SET TASK:
Pick out each line containing the string "styles".

INFORMATION SHOWN:
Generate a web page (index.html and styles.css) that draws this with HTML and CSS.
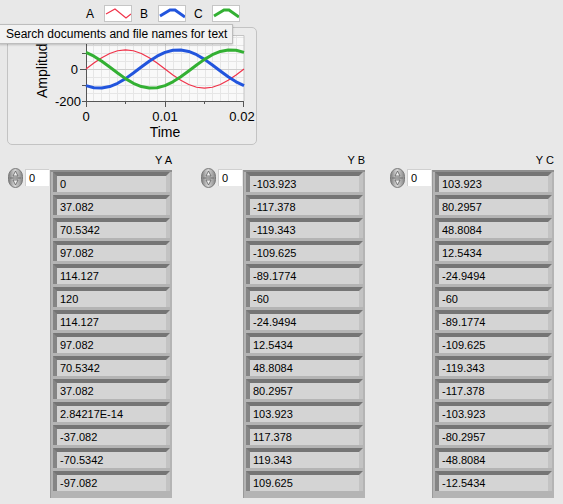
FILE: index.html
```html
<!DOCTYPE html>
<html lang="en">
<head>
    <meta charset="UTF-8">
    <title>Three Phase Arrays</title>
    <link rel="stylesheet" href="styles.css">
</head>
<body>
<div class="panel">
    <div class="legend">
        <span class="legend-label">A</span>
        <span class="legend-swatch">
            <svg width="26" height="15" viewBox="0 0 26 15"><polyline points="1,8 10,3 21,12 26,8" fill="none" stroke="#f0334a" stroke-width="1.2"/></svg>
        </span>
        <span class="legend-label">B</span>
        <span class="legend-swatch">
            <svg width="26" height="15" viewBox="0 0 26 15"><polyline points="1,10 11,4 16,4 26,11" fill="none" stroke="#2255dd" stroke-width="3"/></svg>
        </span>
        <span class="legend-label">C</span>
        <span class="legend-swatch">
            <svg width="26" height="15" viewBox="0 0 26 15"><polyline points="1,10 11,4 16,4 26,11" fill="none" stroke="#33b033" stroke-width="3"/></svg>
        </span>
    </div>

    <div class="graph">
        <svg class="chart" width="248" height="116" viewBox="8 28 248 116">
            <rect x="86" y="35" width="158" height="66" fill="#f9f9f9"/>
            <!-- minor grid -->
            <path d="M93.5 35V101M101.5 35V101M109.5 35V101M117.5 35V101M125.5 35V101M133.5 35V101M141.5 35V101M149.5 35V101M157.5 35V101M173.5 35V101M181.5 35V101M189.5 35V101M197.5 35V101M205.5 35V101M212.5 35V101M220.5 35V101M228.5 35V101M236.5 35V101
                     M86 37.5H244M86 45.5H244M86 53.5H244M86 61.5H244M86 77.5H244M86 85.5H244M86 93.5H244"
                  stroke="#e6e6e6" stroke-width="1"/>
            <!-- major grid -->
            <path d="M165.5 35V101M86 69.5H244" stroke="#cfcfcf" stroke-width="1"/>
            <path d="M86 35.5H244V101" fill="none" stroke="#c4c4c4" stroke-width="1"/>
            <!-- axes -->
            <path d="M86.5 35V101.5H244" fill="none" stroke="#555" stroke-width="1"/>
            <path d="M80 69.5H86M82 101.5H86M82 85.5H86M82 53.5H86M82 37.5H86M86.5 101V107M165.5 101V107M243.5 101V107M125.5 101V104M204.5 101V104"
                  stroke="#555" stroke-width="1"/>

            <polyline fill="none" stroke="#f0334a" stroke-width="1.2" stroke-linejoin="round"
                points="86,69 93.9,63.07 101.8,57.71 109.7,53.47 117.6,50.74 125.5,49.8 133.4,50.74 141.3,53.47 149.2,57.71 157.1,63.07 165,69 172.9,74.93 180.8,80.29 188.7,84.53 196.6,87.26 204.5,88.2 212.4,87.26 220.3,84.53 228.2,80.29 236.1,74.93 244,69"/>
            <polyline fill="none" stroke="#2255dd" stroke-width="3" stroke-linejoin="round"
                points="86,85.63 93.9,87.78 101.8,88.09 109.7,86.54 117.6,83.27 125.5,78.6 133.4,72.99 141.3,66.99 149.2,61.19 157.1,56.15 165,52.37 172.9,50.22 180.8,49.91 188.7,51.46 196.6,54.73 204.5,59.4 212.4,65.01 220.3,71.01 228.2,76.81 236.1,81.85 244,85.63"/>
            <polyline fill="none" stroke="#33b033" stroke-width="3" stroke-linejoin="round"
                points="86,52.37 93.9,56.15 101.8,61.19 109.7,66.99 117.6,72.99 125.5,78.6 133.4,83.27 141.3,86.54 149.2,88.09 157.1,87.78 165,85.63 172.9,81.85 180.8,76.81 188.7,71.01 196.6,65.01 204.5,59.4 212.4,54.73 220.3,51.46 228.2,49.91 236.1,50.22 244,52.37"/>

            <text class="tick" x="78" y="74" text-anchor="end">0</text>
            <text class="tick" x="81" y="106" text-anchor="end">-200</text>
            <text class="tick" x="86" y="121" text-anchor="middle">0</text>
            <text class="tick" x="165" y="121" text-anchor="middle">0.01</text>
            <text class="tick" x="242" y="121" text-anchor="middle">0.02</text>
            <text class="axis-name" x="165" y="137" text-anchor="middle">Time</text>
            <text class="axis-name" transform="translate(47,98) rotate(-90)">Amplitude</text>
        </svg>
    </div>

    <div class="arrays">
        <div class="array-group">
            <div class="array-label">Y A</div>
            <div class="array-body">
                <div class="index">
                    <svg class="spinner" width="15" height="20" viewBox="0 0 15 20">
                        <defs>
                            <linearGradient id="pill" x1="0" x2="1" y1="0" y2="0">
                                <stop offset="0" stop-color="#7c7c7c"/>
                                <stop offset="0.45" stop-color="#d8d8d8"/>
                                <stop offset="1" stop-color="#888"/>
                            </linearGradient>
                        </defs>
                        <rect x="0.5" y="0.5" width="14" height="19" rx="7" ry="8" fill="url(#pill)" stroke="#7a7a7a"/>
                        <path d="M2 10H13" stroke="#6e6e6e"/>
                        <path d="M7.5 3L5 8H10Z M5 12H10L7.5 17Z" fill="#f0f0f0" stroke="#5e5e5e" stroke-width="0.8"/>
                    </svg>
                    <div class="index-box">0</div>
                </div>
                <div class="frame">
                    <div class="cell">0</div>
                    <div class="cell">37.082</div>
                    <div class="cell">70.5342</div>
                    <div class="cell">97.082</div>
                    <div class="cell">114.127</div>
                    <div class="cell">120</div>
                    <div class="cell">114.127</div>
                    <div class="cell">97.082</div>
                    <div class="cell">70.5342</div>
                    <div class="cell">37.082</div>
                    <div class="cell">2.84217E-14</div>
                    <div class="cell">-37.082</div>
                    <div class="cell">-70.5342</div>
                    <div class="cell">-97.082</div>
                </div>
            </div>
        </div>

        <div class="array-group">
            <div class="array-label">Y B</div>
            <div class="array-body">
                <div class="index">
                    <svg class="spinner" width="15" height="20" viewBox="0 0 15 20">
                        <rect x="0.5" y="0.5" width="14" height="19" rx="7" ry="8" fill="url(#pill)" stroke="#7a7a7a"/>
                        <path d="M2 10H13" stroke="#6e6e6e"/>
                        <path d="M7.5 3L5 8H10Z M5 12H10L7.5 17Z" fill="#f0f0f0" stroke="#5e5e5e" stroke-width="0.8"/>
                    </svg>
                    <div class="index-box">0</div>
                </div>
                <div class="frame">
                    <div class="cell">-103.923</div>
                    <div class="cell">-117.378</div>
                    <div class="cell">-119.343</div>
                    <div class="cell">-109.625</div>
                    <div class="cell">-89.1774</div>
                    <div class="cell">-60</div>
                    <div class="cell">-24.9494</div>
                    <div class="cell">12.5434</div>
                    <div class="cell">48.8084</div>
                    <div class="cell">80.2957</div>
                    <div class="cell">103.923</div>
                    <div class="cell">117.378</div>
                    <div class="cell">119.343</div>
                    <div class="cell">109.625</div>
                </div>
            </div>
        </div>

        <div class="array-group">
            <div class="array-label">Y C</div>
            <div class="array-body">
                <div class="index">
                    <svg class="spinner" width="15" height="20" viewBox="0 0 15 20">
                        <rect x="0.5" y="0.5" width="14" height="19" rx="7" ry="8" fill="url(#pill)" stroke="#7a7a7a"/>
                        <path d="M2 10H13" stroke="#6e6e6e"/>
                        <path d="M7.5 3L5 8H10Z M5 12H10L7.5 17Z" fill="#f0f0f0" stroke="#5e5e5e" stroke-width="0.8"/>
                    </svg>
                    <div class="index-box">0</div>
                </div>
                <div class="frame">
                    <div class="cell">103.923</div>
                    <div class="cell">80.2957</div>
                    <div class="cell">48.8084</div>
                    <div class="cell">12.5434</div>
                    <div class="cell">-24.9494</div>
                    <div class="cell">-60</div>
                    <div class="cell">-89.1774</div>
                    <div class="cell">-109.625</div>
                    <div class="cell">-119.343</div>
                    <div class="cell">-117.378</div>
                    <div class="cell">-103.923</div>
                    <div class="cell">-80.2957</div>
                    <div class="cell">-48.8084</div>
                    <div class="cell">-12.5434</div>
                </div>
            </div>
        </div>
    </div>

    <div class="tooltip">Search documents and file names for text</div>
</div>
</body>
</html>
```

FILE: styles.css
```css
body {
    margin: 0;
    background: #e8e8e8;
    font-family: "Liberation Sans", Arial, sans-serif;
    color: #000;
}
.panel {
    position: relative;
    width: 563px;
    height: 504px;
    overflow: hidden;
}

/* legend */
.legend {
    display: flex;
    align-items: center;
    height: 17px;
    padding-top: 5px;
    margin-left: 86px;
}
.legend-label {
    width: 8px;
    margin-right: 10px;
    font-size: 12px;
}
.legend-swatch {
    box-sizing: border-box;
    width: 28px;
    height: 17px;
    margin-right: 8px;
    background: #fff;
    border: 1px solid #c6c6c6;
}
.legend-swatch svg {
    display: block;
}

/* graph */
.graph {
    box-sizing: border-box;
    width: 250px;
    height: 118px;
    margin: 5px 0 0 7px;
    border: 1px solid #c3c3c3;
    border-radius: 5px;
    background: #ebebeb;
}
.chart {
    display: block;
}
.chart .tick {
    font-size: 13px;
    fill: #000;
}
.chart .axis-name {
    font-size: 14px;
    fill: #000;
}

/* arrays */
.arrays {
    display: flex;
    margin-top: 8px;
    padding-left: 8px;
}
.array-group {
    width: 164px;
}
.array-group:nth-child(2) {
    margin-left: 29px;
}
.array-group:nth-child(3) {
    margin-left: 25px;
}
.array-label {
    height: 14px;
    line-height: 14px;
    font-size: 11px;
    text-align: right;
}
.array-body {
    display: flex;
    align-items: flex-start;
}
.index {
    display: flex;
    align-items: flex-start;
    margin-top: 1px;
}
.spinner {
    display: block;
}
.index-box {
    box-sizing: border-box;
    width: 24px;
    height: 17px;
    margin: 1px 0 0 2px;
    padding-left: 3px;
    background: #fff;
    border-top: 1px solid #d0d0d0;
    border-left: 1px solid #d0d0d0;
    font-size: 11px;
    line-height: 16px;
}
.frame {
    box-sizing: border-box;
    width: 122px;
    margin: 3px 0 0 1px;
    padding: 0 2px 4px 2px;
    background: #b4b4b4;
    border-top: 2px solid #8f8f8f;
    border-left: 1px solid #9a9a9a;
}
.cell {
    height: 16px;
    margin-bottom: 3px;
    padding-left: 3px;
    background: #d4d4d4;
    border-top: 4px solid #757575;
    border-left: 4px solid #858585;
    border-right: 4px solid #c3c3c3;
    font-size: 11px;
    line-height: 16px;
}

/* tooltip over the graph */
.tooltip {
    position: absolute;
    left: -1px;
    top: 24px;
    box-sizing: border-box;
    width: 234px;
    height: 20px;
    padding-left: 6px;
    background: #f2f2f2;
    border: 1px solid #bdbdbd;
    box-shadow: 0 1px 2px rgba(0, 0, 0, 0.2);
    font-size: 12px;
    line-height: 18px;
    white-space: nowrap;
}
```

COMPLETE ANSWER:
Generate a web page (index.html and styles.css) that draws this with HTML and CSS.
    <link rel="stylesheet" href="styles.css">
FILE: styles.css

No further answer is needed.